ですが、これは今までの経験で身に付いたスキルであって、元々備わっていたスキルではなかった。
では、このスキルが身に付くことで、どのようなメリットがあるのか?
それは、作り手の想いまでもがなんとなく感じられるようになる。
すると、手を抜いている作り手も見えるし、そして何よりも素晴らしい作り手の繊細な味づくりが感じられるようになる。

素晴らしい作り手は、世の中にほとんど存在していないことにも気がつけるので、すると素晴らしい商品と出会った時に、瞬時にそれが理解できるようになり、通り過ぎてしまうことがなくなる。

でも、多くの人たちは、トレーニングをする以前のボクと同じように、好みで判断しているだけなので、素晴らしいものと出会っても好みでない限り通り過ぎてしまうのです。
皆、素晴らしいものくらいはわかると思うかもしれませんが、テレビ番組の「芸能人の格付けチェック」という番組を見たことがある人たちならば、良質さや素晴らしさは学ばなければ感じられるようにはならないことがわかってもらえることだと思います。

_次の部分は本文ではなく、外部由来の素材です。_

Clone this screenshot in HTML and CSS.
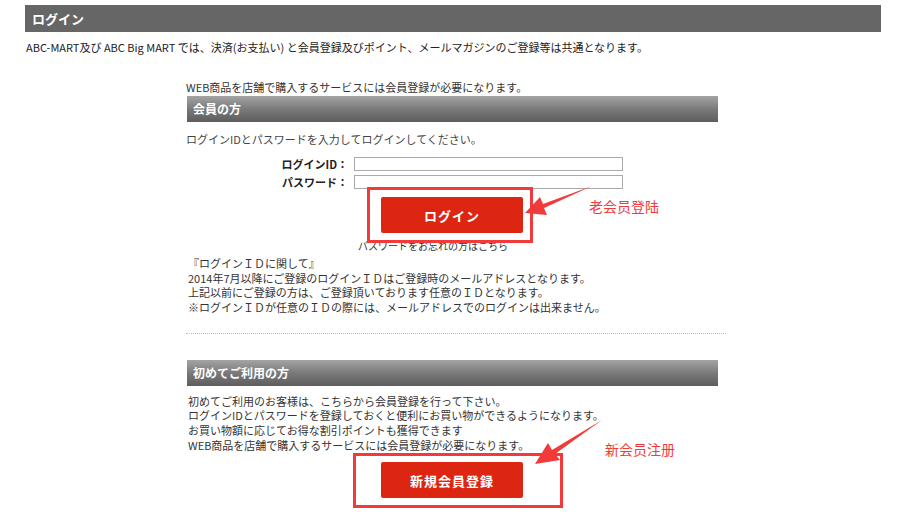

ただし、その能力を学びたいと思う人たちはとても少ない。
せめて料理に携わる人たちだけでも、実は嗅覚が大切だと気づき、それらの能力を身につけることで、良質な料理に取り組んでもらいたいと思うのですが、食は「味覚」だと思い込んでいる人たちが多いこの世界では、なかなか本質を見つめることができないのだとも思っています。

時代が進み、嗅覚こそが大切なのだと人々が言える時代になってもらえると嬉しいのですけど。
せめて、現時点でそこに気づいている人たちに向けて、良質さの視点を伝えていきたいとは考えています。